━━━ INFORMATION SUPPLIED ━━━

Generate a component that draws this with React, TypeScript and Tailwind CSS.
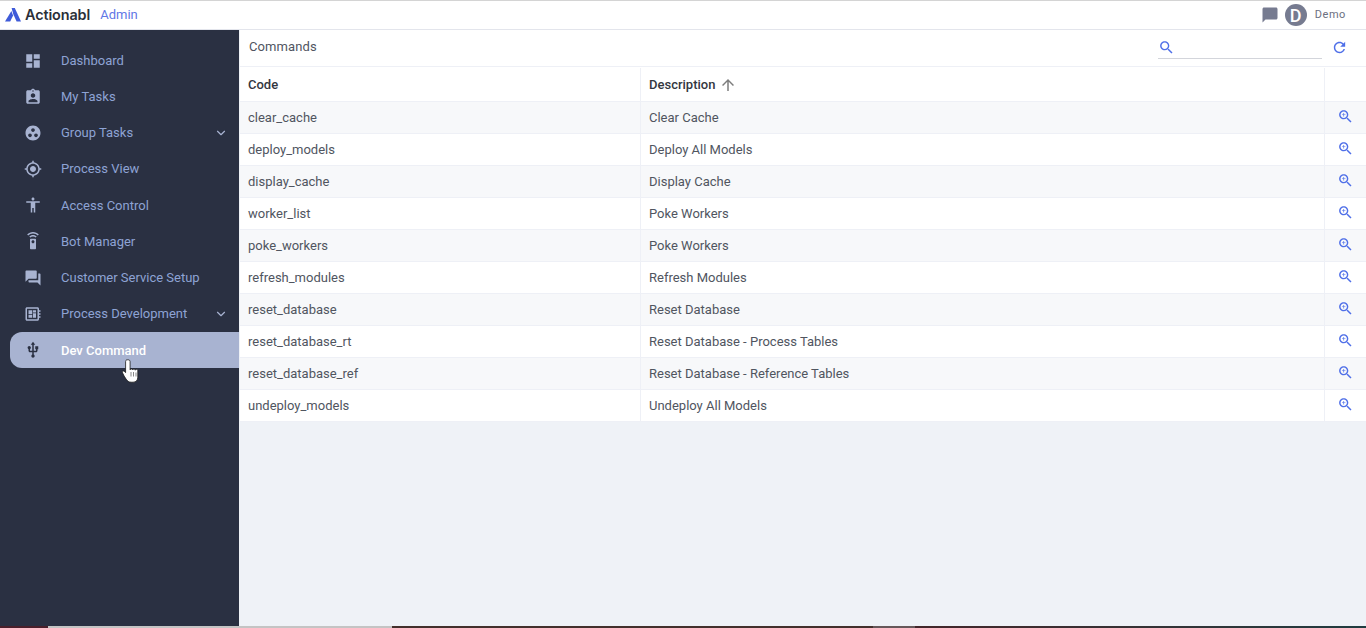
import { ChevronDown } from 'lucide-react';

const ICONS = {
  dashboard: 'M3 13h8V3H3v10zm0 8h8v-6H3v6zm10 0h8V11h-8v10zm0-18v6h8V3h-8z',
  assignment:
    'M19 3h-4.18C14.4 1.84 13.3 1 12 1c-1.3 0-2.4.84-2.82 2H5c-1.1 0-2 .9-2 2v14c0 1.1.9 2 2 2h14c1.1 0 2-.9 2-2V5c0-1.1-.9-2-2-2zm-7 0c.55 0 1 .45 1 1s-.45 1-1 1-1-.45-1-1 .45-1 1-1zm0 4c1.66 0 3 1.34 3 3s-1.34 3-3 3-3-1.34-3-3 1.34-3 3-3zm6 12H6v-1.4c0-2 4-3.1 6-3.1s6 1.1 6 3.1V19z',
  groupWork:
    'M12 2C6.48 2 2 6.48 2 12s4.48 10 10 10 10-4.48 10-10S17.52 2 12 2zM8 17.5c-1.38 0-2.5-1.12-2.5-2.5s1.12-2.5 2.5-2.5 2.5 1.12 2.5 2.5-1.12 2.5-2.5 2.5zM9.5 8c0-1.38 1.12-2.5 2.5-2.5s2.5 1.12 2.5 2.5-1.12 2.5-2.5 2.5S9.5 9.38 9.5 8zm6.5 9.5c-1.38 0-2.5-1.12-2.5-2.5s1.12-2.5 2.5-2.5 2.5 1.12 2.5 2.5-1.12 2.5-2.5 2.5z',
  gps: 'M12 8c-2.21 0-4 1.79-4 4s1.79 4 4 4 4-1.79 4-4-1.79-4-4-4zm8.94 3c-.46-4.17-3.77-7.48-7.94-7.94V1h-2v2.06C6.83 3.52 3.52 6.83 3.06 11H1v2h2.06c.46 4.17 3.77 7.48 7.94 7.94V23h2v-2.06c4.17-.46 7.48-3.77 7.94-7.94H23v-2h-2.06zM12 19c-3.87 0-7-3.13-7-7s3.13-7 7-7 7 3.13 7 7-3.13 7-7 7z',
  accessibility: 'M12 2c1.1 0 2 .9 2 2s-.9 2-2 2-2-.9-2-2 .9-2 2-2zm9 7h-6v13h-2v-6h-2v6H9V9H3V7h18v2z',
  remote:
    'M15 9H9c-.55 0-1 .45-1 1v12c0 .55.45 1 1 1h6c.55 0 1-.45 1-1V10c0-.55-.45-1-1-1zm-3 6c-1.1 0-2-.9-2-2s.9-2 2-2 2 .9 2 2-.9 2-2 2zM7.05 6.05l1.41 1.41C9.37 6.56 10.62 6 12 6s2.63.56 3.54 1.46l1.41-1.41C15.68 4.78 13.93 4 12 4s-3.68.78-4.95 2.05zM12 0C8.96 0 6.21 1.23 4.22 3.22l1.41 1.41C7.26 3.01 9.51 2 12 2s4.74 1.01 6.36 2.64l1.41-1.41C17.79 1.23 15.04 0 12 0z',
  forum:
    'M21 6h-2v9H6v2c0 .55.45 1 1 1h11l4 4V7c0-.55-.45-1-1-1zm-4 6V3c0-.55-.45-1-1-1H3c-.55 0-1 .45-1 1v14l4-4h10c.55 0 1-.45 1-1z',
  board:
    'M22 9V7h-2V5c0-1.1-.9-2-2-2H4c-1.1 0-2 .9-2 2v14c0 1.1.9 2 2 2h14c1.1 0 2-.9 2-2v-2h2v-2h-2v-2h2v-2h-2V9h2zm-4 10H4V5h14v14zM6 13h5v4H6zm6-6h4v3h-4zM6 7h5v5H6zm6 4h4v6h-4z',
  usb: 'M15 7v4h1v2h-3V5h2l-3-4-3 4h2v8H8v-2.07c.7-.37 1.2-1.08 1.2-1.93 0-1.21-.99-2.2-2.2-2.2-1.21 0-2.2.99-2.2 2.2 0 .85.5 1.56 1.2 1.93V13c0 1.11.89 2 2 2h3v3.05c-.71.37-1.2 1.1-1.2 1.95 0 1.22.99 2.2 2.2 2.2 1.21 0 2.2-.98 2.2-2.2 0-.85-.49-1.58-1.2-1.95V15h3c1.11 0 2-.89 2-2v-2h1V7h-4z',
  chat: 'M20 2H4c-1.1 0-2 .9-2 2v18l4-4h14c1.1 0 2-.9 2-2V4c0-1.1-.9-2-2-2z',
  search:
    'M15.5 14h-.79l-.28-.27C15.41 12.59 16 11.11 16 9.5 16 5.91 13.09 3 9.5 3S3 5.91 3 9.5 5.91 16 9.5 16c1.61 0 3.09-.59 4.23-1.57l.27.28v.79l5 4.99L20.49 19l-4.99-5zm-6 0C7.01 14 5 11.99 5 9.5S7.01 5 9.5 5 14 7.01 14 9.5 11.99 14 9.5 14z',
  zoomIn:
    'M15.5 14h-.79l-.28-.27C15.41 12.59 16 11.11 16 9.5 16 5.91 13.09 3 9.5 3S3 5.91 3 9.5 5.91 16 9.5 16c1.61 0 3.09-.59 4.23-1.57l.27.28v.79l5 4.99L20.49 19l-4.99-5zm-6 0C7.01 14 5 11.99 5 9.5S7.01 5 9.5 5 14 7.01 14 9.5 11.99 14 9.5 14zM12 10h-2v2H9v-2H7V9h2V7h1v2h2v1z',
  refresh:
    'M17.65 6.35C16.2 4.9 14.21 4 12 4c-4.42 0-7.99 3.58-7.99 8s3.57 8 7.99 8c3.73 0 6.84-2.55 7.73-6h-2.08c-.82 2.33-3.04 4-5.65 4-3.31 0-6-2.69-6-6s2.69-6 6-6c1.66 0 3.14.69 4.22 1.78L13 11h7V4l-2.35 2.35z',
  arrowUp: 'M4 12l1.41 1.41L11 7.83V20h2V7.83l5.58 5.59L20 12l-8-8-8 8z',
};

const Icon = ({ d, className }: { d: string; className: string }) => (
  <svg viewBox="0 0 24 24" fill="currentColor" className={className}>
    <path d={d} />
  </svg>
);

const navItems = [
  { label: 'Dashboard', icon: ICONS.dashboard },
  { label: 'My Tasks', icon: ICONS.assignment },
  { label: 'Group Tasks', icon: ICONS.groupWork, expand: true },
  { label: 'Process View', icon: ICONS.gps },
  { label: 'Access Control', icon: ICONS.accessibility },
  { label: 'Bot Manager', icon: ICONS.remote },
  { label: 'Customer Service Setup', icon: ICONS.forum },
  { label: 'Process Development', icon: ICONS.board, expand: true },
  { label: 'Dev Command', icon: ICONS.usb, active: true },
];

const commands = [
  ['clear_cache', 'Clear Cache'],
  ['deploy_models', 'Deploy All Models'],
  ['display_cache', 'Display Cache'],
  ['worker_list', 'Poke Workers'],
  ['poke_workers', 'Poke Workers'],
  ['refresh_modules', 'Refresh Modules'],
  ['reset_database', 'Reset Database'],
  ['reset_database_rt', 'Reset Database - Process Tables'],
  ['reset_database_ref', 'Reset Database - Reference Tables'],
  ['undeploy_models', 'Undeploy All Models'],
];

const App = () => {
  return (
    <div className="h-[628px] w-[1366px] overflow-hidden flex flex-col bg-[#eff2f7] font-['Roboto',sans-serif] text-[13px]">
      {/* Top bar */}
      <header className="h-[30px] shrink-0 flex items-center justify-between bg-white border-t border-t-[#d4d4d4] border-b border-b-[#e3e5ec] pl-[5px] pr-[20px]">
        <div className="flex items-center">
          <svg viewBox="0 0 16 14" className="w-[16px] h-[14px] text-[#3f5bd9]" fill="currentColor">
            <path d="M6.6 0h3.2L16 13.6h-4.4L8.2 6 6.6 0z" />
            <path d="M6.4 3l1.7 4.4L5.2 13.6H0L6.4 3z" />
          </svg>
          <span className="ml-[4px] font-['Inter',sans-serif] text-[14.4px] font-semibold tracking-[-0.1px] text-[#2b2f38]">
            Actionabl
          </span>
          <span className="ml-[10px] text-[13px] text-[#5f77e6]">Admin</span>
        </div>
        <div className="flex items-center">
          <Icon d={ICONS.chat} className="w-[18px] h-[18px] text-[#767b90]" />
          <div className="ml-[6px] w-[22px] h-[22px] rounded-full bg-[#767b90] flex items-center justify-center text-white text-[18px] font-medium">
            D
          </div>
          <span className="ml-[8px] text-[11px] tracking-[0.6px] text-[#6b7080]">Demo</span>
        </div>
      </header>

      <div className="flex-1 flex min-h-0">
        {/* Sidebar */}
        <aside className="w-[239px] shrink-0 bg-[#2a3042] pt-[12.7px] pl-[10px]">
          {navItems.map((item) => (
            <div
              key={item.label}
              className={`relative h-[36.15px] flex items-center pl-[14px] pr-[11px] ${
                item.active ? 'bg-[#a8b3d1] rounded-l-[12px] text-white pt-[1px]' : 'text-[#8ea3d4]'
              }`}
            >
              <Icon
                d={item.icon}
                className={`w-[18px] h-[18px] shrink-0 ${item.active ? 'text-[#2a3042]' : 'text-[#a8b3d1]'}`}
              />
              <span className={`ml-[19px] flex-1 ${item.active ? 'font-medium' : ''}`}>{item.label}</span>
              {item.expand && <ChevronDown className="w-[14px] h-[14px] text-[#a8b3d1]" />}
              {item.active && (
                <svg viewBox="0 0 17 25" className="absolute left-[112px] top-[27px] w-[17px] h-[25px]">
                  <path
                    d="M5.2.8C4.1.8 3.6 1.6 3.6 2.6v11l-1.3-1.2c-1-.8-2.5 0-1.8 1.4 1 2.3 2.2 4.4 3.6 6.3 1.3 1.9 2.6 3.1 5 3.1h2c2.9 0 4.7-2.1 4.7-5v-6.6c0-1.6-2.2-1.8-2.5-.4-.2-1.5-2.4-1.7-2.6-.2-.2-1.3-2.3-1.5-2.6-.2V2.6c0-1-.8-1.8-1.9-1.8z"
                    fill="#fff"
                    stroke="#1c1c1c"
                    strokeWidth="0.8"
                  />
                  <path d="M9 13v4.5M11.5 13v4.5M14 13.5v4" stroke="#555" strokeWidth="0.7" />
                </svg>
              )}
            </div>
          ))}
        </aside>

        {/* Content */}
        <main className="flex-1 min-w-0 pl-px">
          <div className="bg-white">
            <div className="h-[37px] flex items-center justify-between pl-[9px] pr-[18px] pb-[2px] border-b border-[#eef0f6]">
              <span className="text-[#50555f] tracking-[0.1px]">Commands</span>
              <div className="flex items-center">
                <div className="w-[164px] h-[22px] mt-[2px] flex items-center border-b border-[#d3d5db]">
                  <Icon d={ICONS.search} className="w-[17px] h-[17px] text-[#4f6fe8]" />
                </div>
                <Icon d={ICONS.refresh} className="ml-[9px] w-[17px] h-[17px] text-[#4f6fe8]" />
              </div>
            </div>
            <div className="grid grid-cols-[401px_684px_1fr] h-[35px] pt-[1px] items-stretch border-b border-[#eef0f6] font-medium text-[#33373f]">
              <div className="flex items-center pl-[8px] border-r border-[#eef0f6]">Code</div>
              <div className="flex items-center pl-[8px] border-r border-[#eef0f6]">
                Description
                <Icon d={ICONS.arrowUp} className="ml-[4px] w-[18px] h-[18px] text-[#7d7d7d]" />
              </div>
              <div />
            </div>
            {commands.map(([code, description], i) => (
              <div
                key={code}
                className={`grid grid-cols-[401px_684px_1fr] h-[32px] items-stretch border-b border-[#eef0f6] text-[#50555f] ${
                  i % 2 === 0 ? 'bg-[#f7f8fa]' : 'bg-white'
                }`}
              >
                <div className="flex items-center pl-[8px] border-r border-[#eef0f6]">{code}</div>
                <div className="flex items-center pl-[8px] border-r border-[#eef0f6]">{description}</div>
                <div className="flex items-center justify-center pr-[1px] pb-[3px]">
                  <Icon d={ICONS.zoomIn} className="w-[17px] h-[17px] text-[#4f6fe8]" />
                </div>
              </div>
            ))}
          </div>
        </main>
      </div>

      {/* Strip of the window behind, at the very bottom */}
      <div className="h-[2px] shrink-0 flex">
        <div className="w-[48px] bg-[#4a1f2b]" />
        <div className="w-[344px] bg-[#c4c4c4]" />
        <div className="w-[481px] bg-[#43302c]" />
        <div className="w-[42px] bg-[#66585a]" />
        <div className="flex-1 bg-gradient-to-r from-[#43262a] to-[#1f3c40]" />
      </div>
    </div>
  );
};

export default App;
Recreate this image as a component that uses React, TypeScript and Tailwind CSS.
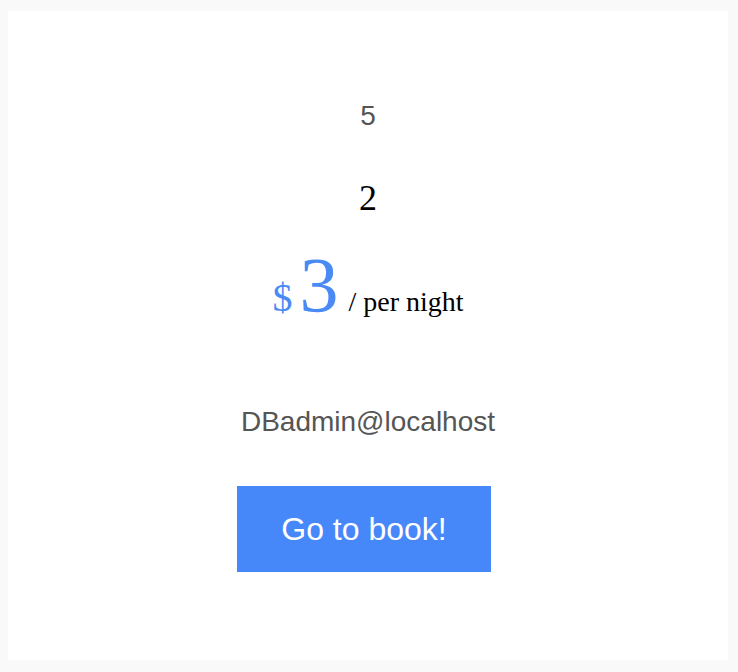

━━━

YOUR GOAL: Give the number of lines that carry the word "Tailwind", with nothing added.

OUTPUT: 2